For men, it's slightly more at three drinks per day to a maximum of 15 per week.
So, if you're having a few glasses of wine a night to deal with the nightly whining — you're putting yourself at risk, especially if you're a mom.
In fact, current data shows the alcohol-attributed death rate for women increased by 26 per cent from 2001 to 2017, compared with a roughly five per cent increase over the same period for men.
But if parents aren't sneaking Chardonnay in their sippy cups, will they find another way to decompress?
Shannon Chiarenza is a Vancouver mom of two, who runs a blog and website called "Weed Mama." She's very much a big supporter of recreational marijuana use and uses her online platform to try and educate people about the benefits of cannabis and how it can help them navigate the world of parenting without the negative impacts of alcohol.
"I call it feeling proper," said Chiarenza. "It's where you're evening out the way you feel.
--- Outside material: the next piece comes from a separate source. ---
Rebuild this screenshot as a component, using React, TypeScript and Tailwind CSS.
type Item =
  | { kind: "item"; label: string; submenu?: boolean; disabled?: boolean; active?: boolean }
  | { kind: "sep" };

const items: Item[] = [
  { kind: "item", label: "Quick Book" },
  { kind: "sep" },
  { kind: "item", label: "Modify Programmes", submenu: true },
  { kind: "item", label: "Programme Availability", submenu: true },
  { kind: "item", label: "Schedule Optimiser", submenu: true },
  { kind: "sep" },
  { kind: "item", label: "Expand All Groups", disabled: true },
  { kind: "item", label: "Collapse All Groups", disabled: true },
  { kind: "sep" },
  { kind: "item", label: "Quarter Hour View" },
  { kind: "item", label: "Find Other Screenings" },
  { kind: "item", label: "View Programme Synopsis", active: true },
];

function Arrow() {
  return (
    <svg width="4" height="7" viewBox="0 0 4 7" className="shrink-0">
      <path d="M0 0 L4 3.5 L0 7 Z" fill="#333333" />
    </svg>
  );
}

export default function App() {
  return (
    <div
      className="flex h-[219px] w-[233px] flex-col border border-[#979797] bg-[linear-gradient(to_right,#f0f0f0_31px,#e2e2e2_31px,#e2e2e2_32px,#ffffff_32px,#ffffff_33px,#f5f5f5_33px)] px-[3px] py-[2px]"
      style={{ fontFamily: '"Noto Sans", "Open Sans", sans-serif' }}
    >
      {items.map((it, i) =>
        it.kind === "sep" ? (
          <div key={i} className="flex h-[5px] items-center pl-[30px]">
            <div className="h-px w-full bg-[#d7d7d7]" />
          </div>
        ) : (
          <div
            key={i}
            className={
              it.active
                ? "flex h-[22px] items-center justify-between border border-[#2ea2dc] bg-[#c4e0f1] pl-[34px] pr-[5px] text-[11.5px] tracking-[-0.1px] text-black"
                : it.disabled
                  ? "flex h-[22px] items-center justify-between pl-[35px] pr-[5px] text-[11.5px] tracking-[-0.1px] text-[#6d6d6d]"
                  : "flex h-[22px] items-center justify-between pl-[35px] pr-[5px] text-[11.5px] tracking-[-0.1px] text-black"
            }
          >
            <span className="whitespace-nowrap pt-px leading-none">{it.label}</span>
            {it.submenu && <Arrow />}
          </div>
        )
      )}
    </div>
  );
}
It helps you get into the now. It helps you de-stress."
But there is still a lot of research to be done on the long term effects of marijuana use — and it can cause anxiety and sleeplessness in some people—something most parents are hoping to avoid.
Bottom line — parenting is hard work.
It is a thankless job at times and a readily available and acceptable way to unwind and reset after a long day is hard to resist. Especially a delicious one!
But we need to stop glossing over how easy it is to become addicted and the impact it can have on your health and your family.
Maybe take Dryuary to re-examine how much you drink and try and find healthier ways to manage the stress throughout the year.
Most importantly, look at your kids and instead of seeing a reason to drink — see a reason to cut back or stop.